One day, I felt like I’d lost control. I was seeking attention by telling everyone how hard I worked and how tired I was. In reality, I was limiting myself and missing out on things that mattered most to me, not because I wasn’t there physically but because I wasn’t there mentally. Instead of appreciating the moments with my family my mind was constantly on the next Monday morning flight. I was driven by my ambition and purpose, eschewing what I considered the intangibles of life: love and family.
I realised then I needed to take charge of myself. But it wasn’t until I was in an executive training programme with other managers some time later that I came to the realisation what I needed was to start developing awareness with a healthy dose of doubt.
Doubt is not ambivalence nor is it debilitating. Rather it encourages healthy self-awareness. Leaders can harness doubt to drive continuous learning, to seek a diversity of opinions from others, encourage peer mentoring or to gather benchmarking. Doubt opens our minds to a deeper level where we are able to recognise hidden thoughts and deal with them equipping us to become the script writers of our own life’s journey
Most of us correct our thought processes on the surface but inside, emotionally we may remain scared, unsure or negative. This needs to be brought into equilibrium with the aspects of life that are going “all right” or that we haven’t checked in on in a while. Harmony of mind, body, soul and nature is important.
Become more self-aware
To borrow a phrase from philosopher Immanuel Kant, we have to develop “purposeful purposelessness”. Essentially this means separating utility and value in our self-awareness in much the same way a great work of literature or a work of art is disassociated from that which is “useful”. Self-awareness may not seem to be “useful” on the surface, but it can help us change the way we see the world.
Much has been said of the mindfulness revolution which has helped companies like Walmart and Google cultivate better understanding among their employees and customers. But science also suggests that when our minds are frantic and not centred we are unhappy. We may find ourselves ruminating about a business trip or dwelling on anger about arguments or challenges at work.
UC Berkeley Researcher and Scholar Matt Killingsworth’s research on happiness found that people’s minds wander about 47 percent of the time. That means for half our lives we’re lost in thought, not in the present. Some might say that this isn’t necessarily a bad thing if our minds are wandering off to something pleasant like an upcoming holiday or a dinner out. But it turns out that we are less happy when our minds are wandering regardless of what they’re wandering to, because we’re missing out on the here and now.
We are floating from day to day on the waves of circumstances. Things are happening around us and we react to them. These waves dictate our mood, our state of mind, our concentration and can even cause psychosomatic illnesses.
Getting to purpose
Over the years, I have developed the following ways to overcome this. They have helped me focus, to become more purposeful in purposelessness and advise others.
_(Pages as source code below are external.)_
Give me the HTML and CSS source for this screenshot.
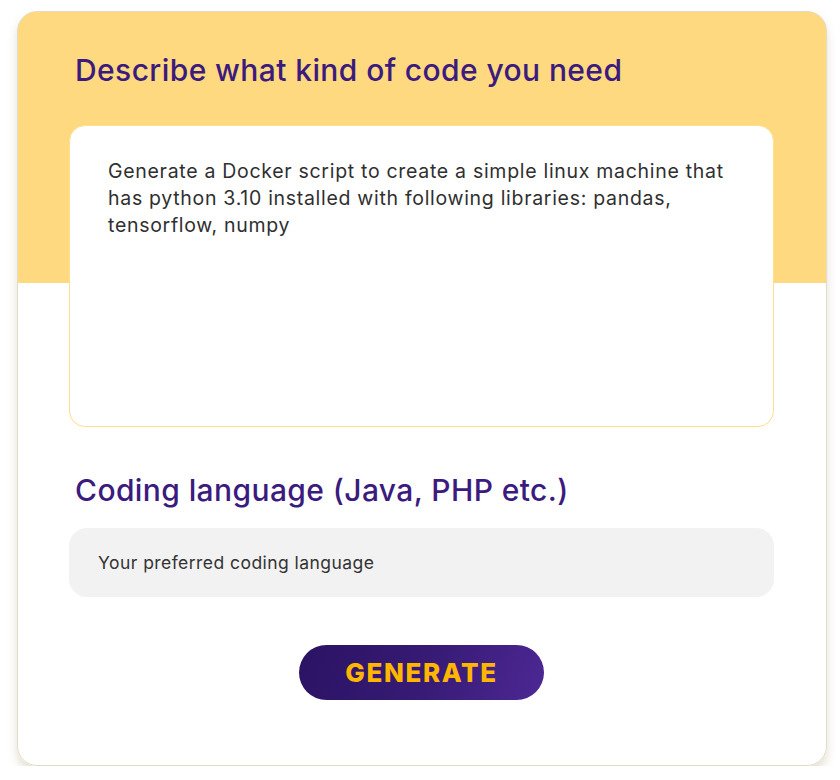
FILE: index.html
```html
<!DOCTYPE html>
<html>
<head>
<meta charset="utf-8">
<link rel="stylesheet" href="styles.css">
</head>
<body>
<div class="card">
  <h2 class="title">Describe what kind of code you need</h2>
  <div class="prompt">Generate a Docker script to create a simple linux machine that has python 3.10 installed with following libraries: pandas, tensorflow, numpy</div>
  <h2 class="title second">Coding language (Java, PHP etc.)</h2>
  <div class="field">Your preferred coding language</div>
  <div class="actions"><button class="btn">GENERATE</button></div>
</div>
</body>
</html>
```
FILE: styles.css
```css
html, body { margin: 0; padding: 0; background: #fff; }
body { font-family: Inter, "Open Sans", sans-serif; }
.card {
  box-sizing: border-box;
  margin: 11px 0 0 17px;
  width: 810px;
  height: 755px;
  border: 1px solid #e2dcc6;
  border-radius: 20px;
  background: linear-gradient(to bottom, #ffd97f 0, #ffd97f 271px, #fff 271px);
  box-shadow: 0 6px 10px rgba(150, 130, 80, 0.25);
  padding: 40px 52px 0 51px;
}
.title {
  margin: 0 0 0 6px;
  font-size: 30px;
  line-height: 36px;
  font-weight: 500;
  color: #3b1b7d;
  letter-spacing: 0.4px;
}
.prompt {
  box-sizing: border-box;
  margin-top: 37px;
  height: 302px;
  background: #fff;
  border: 1px solid #ffdf8a;
  border-radius: 16px;
  padding: 32px 36px 32px 38px;
  font-size: 19.5px;
  letter-spacing: 0.7px;
  line-height: 27px;
  color: #2f2f2f;
}
.second { margin-top: 45px; }
.field {
  margin-top: 20px;
  height: 69px;
  box-sizing: border-box;
  background: #f2f2f2;
  border-radius: 18px;
  padding: 0 29px;
  display: flex;
  align-items: center;
  font-size: 17.5px;
  letter-spacing: 0.45px;
  color: #333;
}
.actions { display: flex; justify-content: center; margin-top: 48px; }
.btn {
  width: 245px;
  height: 55px;
  border: none;
  border-radius: 28px;
  background: linear-gradient(110deg, #2b1363 0%, #361a74 50%, #4d2894 100%);
  color: #ffb600;
  font-family: Inter, sans-serif;
  font-weight: 800;
  font-size: 26px;
  letter-spacing: 1.6px;
  padding: 0;
}
```
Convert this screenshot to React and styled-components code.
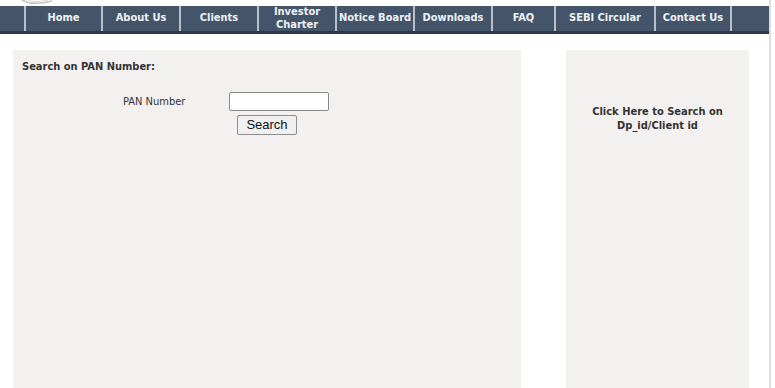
import React from "react";
import styled, { createGlobalStyle } from "styled-components";

const GlobalStyle = createGlobalStyle`
  html, body {
    margin: 0;
    padding: 0;
    background: #fff;
    overflow: hidden;
  }
  body {
    font-family: Tahoma, "DejaVu Sans Condensed", "Liberation Sans", sans-serif;
    color: #333;
  }
`;

const Page = styled.div`
  width: 769px;
  height: 388px;
  border-right: 2px solid #dedede;
  box-sizing: content-box;
`;

const TopStrip = styled.div`
  height: 6px;
  padding-left: 20px;
  overflow: hidden;
  line-height: 0;
`;

const NavBar = styled.ul`
  display: flex;
  margin: 0;
  padding: 0 0 0 24px;
  list-style: none;
  height: 25px;
  background: #44556a;
  border-bottom: 3px solid #2c3a4a;
`;

const NavItem = styled.li`
  display: flex;
  align-items: center;
  justify-content: center;
  width: ${(p) => p.w}px;
  border-left: 2px solid #b8c1cb;
  box-sizing: border-box;
  color: #eef1f5;
  font-weight: bold;
  font-size: 11px;
  line-height: 12.5px;
  text-align: center;
  white-space: nowrap;
  cursor: pointer;

  &:last-child {
    border-right: 2px solid #b8c1cb;
  }
`;

const Main = styled.div`
  display: flex;
  gap: 45px;
  padding: 16px 0 0 13px;
`;

const Panel = styled.div`
  background: #f3f1f0;
  width: ${(p) => p.w}px;
  height: 340px;
  box-sizing: border-box;
`;

const LeftPanel = styled(Panel)`
  padding: 10px 9px;
`;

const RightPanel = styled(Panel)`
  padding-top: 55px;
  text-align: center;
  font-weight: bold;
  font-size: 11px;
  line-height: 14px;
  color: #333;
  cursor: pointer;
`;

const Heading = styled.div`
  font-weight: bold;
  font-size: 11px;
  line-height: 13px;
`;

const FormRow = styled.div`
  display: flex;
  align-items: center;
  margin: 19px 0 0 101px;
`;

const Label = styled.span`
  width: 106px;
  font-size: 11px;
`;

const TextInput = styled.input`
  width: 100px;
  height: 19px;
  box-sizing: border-box;
  border: 1px solid #8a8a8a;
  border-radius: 2px;
  background: #fff;
  padding: 1px 3px;
`;

const ButtonRow = styled.div`
  margin: 4px 0 0 215px;
  line-height: 0;
`;

const Button = styled.button`
  width: 60px;
  height: 20px;
  padding: 0;
  font-family: "Liberation Sans", Arial, sans-serif;
  font-size: 13px;
  line-height: 18px;
  color: #111;
  background: #f0f0f0;
  border: 1px solid #8e8e8e;
  border-radius: 2px;
`;

const navItems = [
  { label: "Home", w: 77 },
  { label: "About Us", w: 78 },
  { label: "Clients", w: 78 },
  { label: "Investor\nCharter", w: 78 },
  { label: "Notice Board", w: 78 },
  { label: "Downloads", w: 78 },
  { label: "FAQ", w: 63 },
  { label: "SEBI Circular", w: 100 },
  { label: "Contact Us", w: 78 },
];

function LogoEdge() {
  return (
    <svg width="40" height="6" viewBox="0 0 40 6">
      <path d="M2 0 Q12 6 32 1" stroke="#c4c4c4" strokeWidth="1.5" fill="none" />
      <path d="M8 0 Q16 3 28 0" stroke="#dadada" strokeWidth="1" fill="none" />
    </svg>
  );
}

export default function App() {
  return (
    <>
      <GlobalStyle />
      <Page>
        <TopStrip>
          <LogoEdge />
        </TopStrip>
        <NavBar>
          {navItems.map((item, i) => (
            <NavItem key={i} w={item.w}>
              {item.label.split("\n").map((line, j) => (
                <React.Fragment key={j}>
                  {j > 0 && <br />}
                  {line}
                </React.Fragment>
              ))}
            </NavItem>
          ))}
        </NavBar>
        <Main>
          <LeftPanel w={508}>
            <Heading>Search on PAN Number:</Heading>
            <FormRow>
              <Label>PAN Number</Label>
              <TextInput type="text" />
            </FormRow>
            <ButtonRow>
              <Button>Search</Button>
            </ButtonRow>
          </LeftPanel>
          <RightPanel w={183}>
            Click Here to Search on
            <br />
            Dp_id/Client id
          </RightPanel>
        </Main>
      </Page>
    </>
  );
}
1. Realise the futility of desire
Some may think that a permanently happy state is achievable by gaining status, possessions or wealth. But executives I work with find the older they get, the less interested they are in such pleasures. I have a formula for assessing my closeness to achieving happiness, which may help all of us ponder things: Happiness quotient = number of desires fulfilled / total number of desires. If our desires are always growing we will find ourselves scrambling endlessly to fulfil them leaving us constantly unfulfilled. By limiting our desires to what is really important to us we can improve our happiness quotient increase.
As George Kohlrieser pointed out in Leadership: A Master Class , how you manage your emotions is determined by what you focus on. This is easier said than done. An executive I coached was so immersed in his career that he didn’t see his child during weekdays and was too tired during weekends. He had to be encouraged to change his routine and in the end I had to coach him to reframe his desires and look at them as a cost.
2. Shed judgments:
When a person we consider good behaves in a manner we don’t agree with, he or she can instantly become a villain in our eyes. This triggers a set of emotional judgments and thoughts which we store for future reference. But as Manfred Kets de Vries writes in his blog, management situations are rarely black and white. We should let in the shades of grey. I was once quick to label a vendor as useless and untrustworthy after a bad customer experience, but months later the same vendor jumped out of bed in the middle of the night to help me with a compliance issue. All of us have good days and bad.
Forgiving others is the start of the journey to happiness and keeps communication open between two people. There are more pros than cons for being forgiving, which leaders need to cultivate. I recall a deal where I was dropped at the last minute for another consultant, despite assurances I would be chosen. I had to realise that my counterpart was under pressure from other stakeholders and couldn’t honour his promise. After realising this, I was able to respect his values and internal reputation.
Focus for purpose and growth
Being aware and regulating our thoughts and action in a particular direction is a must for busy managers today. Start with two to three important focus areas per day, such as the roles you have at home, at the office and in your own self. Remember that you will only be able to mentor and support others if you are healthy in soul, body and mind. This should be the purpose and the ultimate aim of your personal growth.